## SHORT TASK
Take every line from the listing below that contains "this".
------------------------
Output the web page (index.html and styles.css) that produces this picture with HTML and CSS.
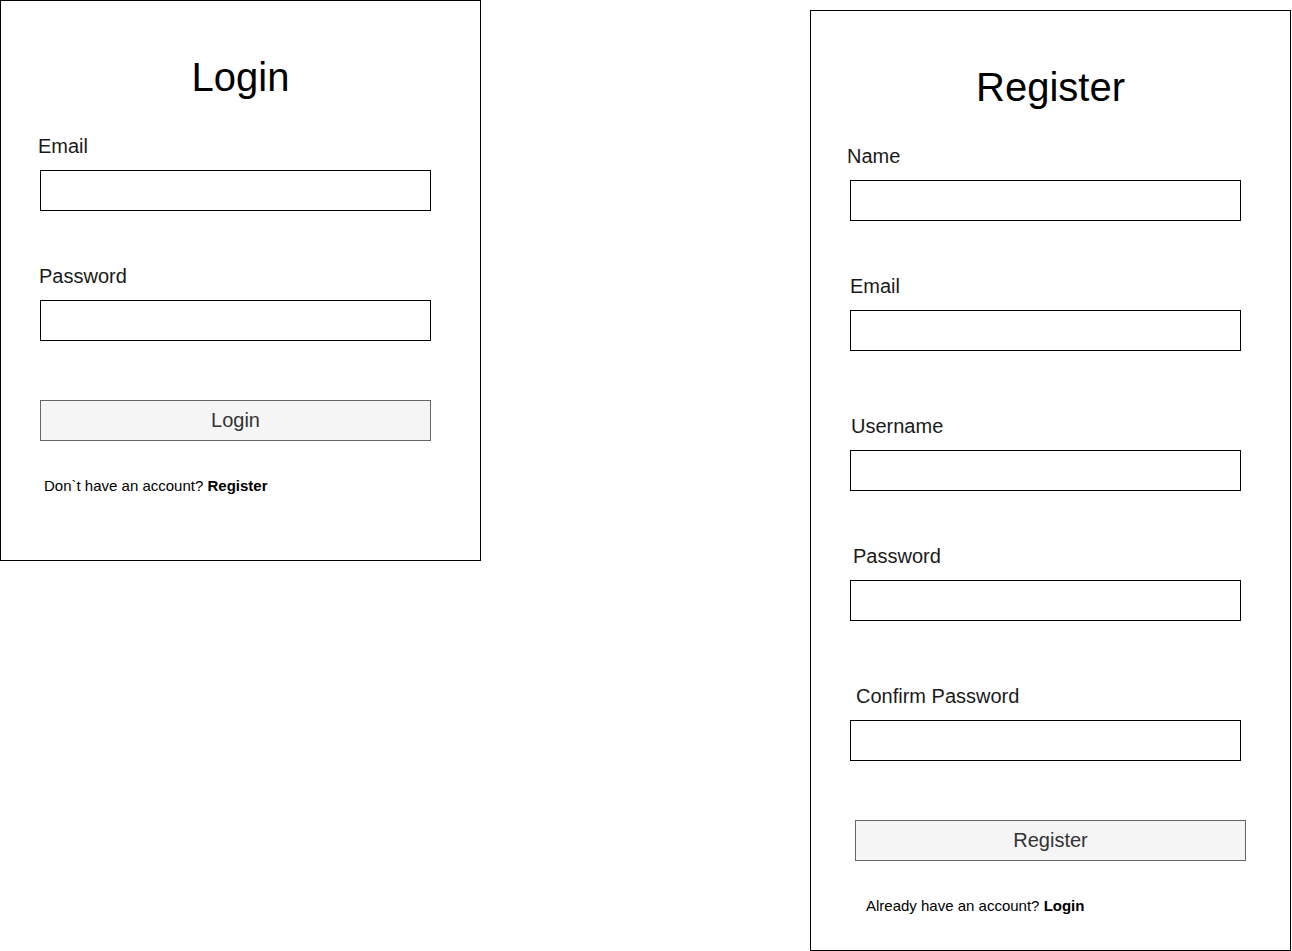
FILE: index.html
```html
<!DOCTYPE html>
<html lang="en">
<head>
<meta charset="utf-8">
<title>Login / Register wireframe</title>
<link rel="stylesheet" href="styles.css">
</head>
<body>
<div class="canvas">
  <section class="card card-login">
    <h1 class="title">Login</h1>
    <div class="field field-first">
      <label class="label ml-37">Email</label>
      <div class="input"></div>
    </div>
    <div class="field gap-53">
      <label class="label ml-38">Password</label>
      <div class="input"></div>
    </div>
    <div class="button ml-39">Login</div>
    <p class="footer ml-43">Don`t have an account? <b>Register</b></p>
  </section>

  <section class="card card-register">
    <h1 class="title">Register</h1>
    <div class="field field-first">
      <label class="label ml-36">Name</label>
      <div class="input"></div>
    </div>
    <div class="field gap-53">
      <label class="label ml-39">Email</label>
      <div class="input"></div>
    </div>
    <div class="field gap-63">
      <label class="label ml-40">Username</label>
      <div class="input"></div>
    </div>
    <div class="field gap-53">
      <label class="label ml-42">Password</label>
      <div class="input"></div>
    </div>
    <div class="field gap-63">
      <label class="label ml-45">Confirm Password</label>
      <div class="input"></div>
    </div>
    <div class="button ml-44">Register</div>
    <p class="footer ml-55">Already have an account? <b>Login</b></p>
  </section>
</div>
</body>
</html>
```

FILE: styles.css
```css
html, body {
  margin: 0;
  padding: 0;
  background: #ffffff;
}

body {
  font-family: "Liberation Sans", Arial, Helvetica, sans-serif;
  color: #000;
}

.canvas {
  width: 1292px;
  height: 951px;
  display: flex;
  align-items: flex-start;
}

.card {
  box-sizing: border-box;
  width: 481px;
  border: 1px solid #000;
  background: #fff;
  display: flex;
  flex-direction: column;
  align-items: flex-start;
}

.card-login {
  height: 561px;
}

.card-register {
  height: 941px;
  margin-left: 329px;
  margin-top: 10px;
}

.title {
  align-self: stretch;
  margin: 53px 0 0 0;
  font-size: 40px;
  line-height: 46px;
  font-weight: normal;
  text-align: center;
  color: #000;
}

.field {
  display: flex;
  flex-direction: column;
  align-items: flex-start;
}

.field-first { margin-top: 34px; }
.gap-53 { margin-top: 53px; }
.gap-63 { margin-top: 63px; }

.label {
  display: block;
  font-size: 20px;
  line-height: 24px;
  height: 24px;
  color: #1a1a1a;
  white-space: nowrap;
}

.input {
  box-sizing: border-box;
  width: 391px;
  height: 41px;
  margin: 12px 0 0 39px;
  border: 1px solid #000;
  background: #fff;
}

.button {
  box-sizing: border-box;
  width: 391px;
  height: 41px;
  margin-top: 59px;
  border: 1px solid #666666;
  background: #f5f5f5;
  color: #333333;
  font-size: 20px;
  line-height: 39px;
  text-align: center;
}

.footer {
  margin: 36px 0 0 0;
  font-size: 15px;
  line-height: 17px;
  color: #000;
  white-space: nowrap;
}

.footer b {
  font-weight: bold;
}

.ml-36 { margin-left: 36px; }
.ml-37 { margin-left: 37px; }
.ml-38 { margin-left: 38px; }
.ml-39 { margin-left: 39px; }
.ml-40 { margin-left: 40px; }
.ml-42 { margin-left: 42px; }
.ml-43 { margin-left: 43px; }
.ml-44 { margin-left: 44px; }
.ml-45 { margin-left: 45px; }
.ml-55 { margin-left: 55px; }
```
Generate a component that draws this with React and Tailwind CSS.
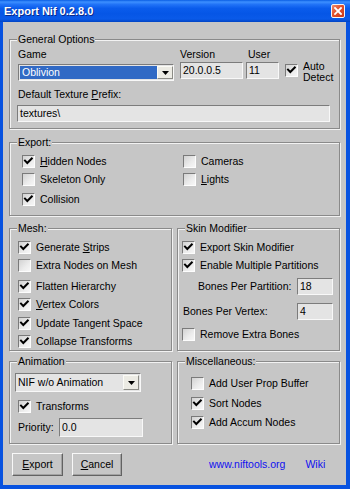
import React from "react";

const GRAY = "bg-[#c6c6c6]";

function Group({ label, className = "", children }) {
  return (
    <div
      className={`relative border border-[#8a8a8a] shadow-[inset_1px_1px_0_#f2f2f2,1px_1px_0_#f2f2f2] ${className}`}
    >
      <span className={`absolute left-[7px] -top-[7px] ${GRAY} px-[1px] leading-[13px] whitespace-nowrap`}>
        {label}
      </span>
      {children}
    </div>
  );
}

function Box({ checked }) {
  return (
    <span className="flex h-[13px] w-[13px] shrink-0 items-center justify-center border border-[#fdfdfd] border-t-[#7a7a7a] border-l-[#7a7a7a] bg-[linear-gradient(135deg,#d2d2d2_0%,#ececec_60%,#f7f7f7_100%)]">
      {checked && (
        <svg width="11" height="11" viewBox="0 0 11 11">
          <polyline points="2,4.6 4.3,7 8.8,2.4" fill="none" stroke="#000" strokeWidth="2" strokeLinecap="square" />
        </svg>
      )}
    </span>
  );
}

function Check({ checked, children, className = "" }) {
  return (
    <div className={`flex h-[13px] items-center gap-[5px] ${className}`}>
      <Box checked={checked} />
      <span className="leading-[13px] whitespace-nowrap">{children}</span>
    </div>
  );
}

function TextBox({ value, className = "" }) {
  return (
    <div
      className={`flex items-center border border-[#f8f8f8] border-t-[#7c7c7c] border-l-[#7c7c7c] bg-[#e4e4e4] pl-[2px] leading-[13px] whitespace-nowrap ${className}`}
    >
      {value}
    </div>
  );
}

function Arrow() {
  return (
    <span className="flex w-[16px] shrink-0 items-center justify-center border border-[#fbfbf6] border-b-[#8c8c86] border-r-[#8c8c86] bg-[#ecebe4]">
      <svg width="7" height="4" viewBox="0 0 7 4">
        <polygon points="0,0 7,0 3.5,4" fill="#000" />
      </svg>
    </span>
  );
}

export default function App() {
  return (
    <div className="flex h-[489px] w-[350px] flex-col bg-[#0752e0] font-['Liberation_Sans',Arial,sans-serif] text-[10.5px] text-black">
      {/* Title bar */}
      <div className="flex h-[22px] shrink-0 items-center justify-between bg-[linear-gradient(180deg,#0a5ee4_0%,#3d90ff_9%,#2173f7_20%,#0a5cec_38%,#0656e6_62%,#0a5ae9_86%,#0044c4_100%)] pl-[4px] pr-[5px]">
        <span className="text-[11px] font-bold leading-[14px] text-white [text-shadow:1px_1px_0_#0a2a8a]">
          Export Nif 0.2.8.0
        </span>
        <span className="flex h-[14px] w-[14px] items-center justify-center rounded-[2px] border border-[#f4f4f4] bg-[linear-gradient(135deg,#ee8a6e_0%,#e2512c_45%,#c8391a_100%)]">
          <svg width="8" height="8" viewBox="0 0 8 8">
            <path d="M1 1 L7 7 M7 1 L1 7" stroke="#fff" strokeWidth="1.8" strokeLinecap="square" />
          </svg>
        </span>
      </div>

      {/* Client */}
      <div className="flex flex-1 pl-[3px] pr-[4px] pb-[4px]">
        <div className={`flex flex-1 flex-col ${GRAY}`}>
          {/* General Options */}
          <Group label="General Options" className="ml-[6px] mt-[17px] h-[90px] w-[331px]">
            <div className="pl-[8px] pt-[8px]">
              <div className="flex items-start">
                <div className="w-[156px]">
                  <div className="leading-[13px]">Game</div>
                  <div className="mt-[3px] flex h-[17px] w-[156px] border border-[#f8f8f8] border-t-[#7c7c7c] border-l-[#7c7c7c] bg-[#e4e4e4] p-[1px] pr-0">
                    <div className="flex flex-1 items-center bg-[#316ac5] pl-[2px] leading-[13px] text-white">Oblivion</div>
                    <Arrow />
                  </div>
                </div>
                <div className="ml-[6px] w-[63px]">
                  <div className="leading-[13px]">Version</div>
                  <TextBox value="20.0.0.5" className="mt-[1px] h-[17px] w-[63px]" />
                </div>
                <div className="ml-[3px] w-[33px]">
                  <div className="pl-[2px] leading-[13px]">User</div>
                  <TextBox value="11" className="mt-[1px] h-[17px] w-[33px]" />
                </div>
                <div className="ml-[6px] flex items-start gap-[5px]">
                  <div className="mt-[16px]">
                    <Box checked />
                  </div>
                  <div className="mt-[13px] leading-[11px]">
                    <div>Auto</div>
                    <div>Detect</div>
                  </div>
                </div>
              </div>
              <div className="mt-[5px] leading-[13px]">
                Default Texture <u className="underline-offset-1">P</u>refix:
              </div>
              <TextBox value="textures\" className="-ml-[1px] mt-[4px] h-[17px] w-[313px]" />
            </div>
          </Group>

          {/* Export */}
          <Group label="Export:" className="ml-[6px] mt-[13px] h-[74px] w-[331px]">
            <div className="flex pl-[12px] pt-[12px]">
              <div className="w-[161px]">
                <Check checked>
                  <u className="underline-offset-1">H</u>idden Nodes
                </Check>
                <Check className="mt-[5px]">Skeleton Only</Check>
                <Check checked className="mt-[7px]">
                  Collision
                </Check>
              </div>
              <div>
                <Check>Cameras</Check>
                <Check className="mt-[5px]">
                  <u className="underline-offset-1">L</u>ights
                </Check>
              </div>
            </div>
          </Group>

          {/* Mesh / Skin */}
          <div className="ml-[6px] mt-[12px] flex gap-[5px]">
            <Group label="Mesh:" className="h-[123px] w-[163px]">
              <div className="pl-[8px] pt-[12px]">
                <Check checked>
                  Generate <u className="underline-offset-1">S</u>trips
                </Check>
                <Check className="mt-[5px]">Extra Nodes on Mesh</Check>
                <Check checked className="mt-[8px]">
                  Flatten Hierarchy
                </Check>
                <Check checked className="mt-[5px]">
                  <u className="underline-offset-1">V</u>ertex Colors
                </Check>
                <Check checked className="mt-[6px]">
                  Update Tangent Space
                </Check>
                <Check checked className="mt-[5px]">
                  Collapse Transforms
                </Check>
              </div>
            </Group>
            <Group label="Skin Modifier" className="h-[123px] w-[163px]">
              <div className="pl-[4px] pr-[6px] pt-[12px]">
                <Check checked>Export Skin Modifier</Check>
                <Check checked className="mt-[5px]">
                  Enable Multiple Partitions
                </Check>
                <div className="mt-[6px] flex h-[17px] items-center">
                  <span className="pl-[16px] leading-[13px]">Bones Per Partition:</span>
                  <TextBox value="18" className="ml-auto h-[17px] w-[36px]" />
                </div>
                <div className="mt-[8px] flex h-[17px] items-center">
                  <span className="pl-[1px] leading-[13px]">Bones Per Vertex:</span>
                  <TextBox value="4" className="ml-auto h-[17px] w-[36px]" />
                </div>
                <Check className="mt-[8px]">Remove Extra Bones</Check>
              </div>
            </Group>
          </div>

          {/* Animation / Misc */}
          <div className="ml-[6px] mt-[10px] flex gap-[5px]">
            <Group label="Animation" className="h-[83px] w-[163px]">
              <div className="pl-[5px] pt-[11px]">
                <div className="flex h-[19px] w-[126px] border border-[#f8f8f8] border-t-[#7c7c7c] border-l-[#7c7c7c] bg-[#e4e4e4] py-[1px] pr-[1px]">
                  <div className="flex flex-1 items-center pl-[2px] leading-[13px]">NIF w/o Animation</div>
                  <Arrow />
                </div>
                <Check checked className="ml-[3px] mt-[8px]">
                  Transforms
                </Check>
                <div className="ml-[3px] mt-[5px] flex items-center">
                  <span className="w-[41px] leading-[13px]">Priority:</span>
                  <TextBox value="0.0" className="h-[19px] w-[84px]" />
                </div>
              </div>
            </Group>
            <Group label="Miscellaneous:" className="h-[83px] w-[163px]">
              <div className="pl-[13px] pt-[15px]">
                <Check>Add User Prop Buffer</Check>
                <Check checked className="mt-[7px]">
                  Sort Nodes
                </Check>
                <Check checked className="mt-[6px]">
                  Add Accum Nodes
                </Check>
              </div>
            </Group>
          </div>

          {/* Buttons */}
          <div className="ml-[9px] mt-[9px] flex h-[23px] items-center">
            <button className="flex h-[23px] w-[51px] items-center justify-center border border-[#f8f8f8] border-b-[#626262] border-r-[#626262] shadow-[inset_-1px_-1px_0_#a2a2a2] leading-[13px]">
              <span>
                <u className="underline-offset-1">E</u>xport
              </span>
            </button>
            <button className="ml-[9px] flex h-[23px] w-[50px] items-center justify-center border border-[#f8f8f8] border-b-[#626262] border-r-[#626262] shadow-[inset_-1px_-1px_0_#a2a2a2] leading-[13px]">
              <span>
                <u className="underline-offset-1">C</u>ancel
              </span>
            </button>
            <span className="ml-[87px] leading-[13px] text-[#1010f0]">www.niftools.org</span>
            <span className="ml-[20px] leading-[13px] text-[#1010f0]">Wiki</span>
          </div>
        </div>
      </div>
    </div>
  );
}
------------------------
## WRITTEN ANSWER
Output the web page (index.html and styles.css) that produces this picture with HTML and CSS.
Generate a component that draws this with React and Tailwind CSS.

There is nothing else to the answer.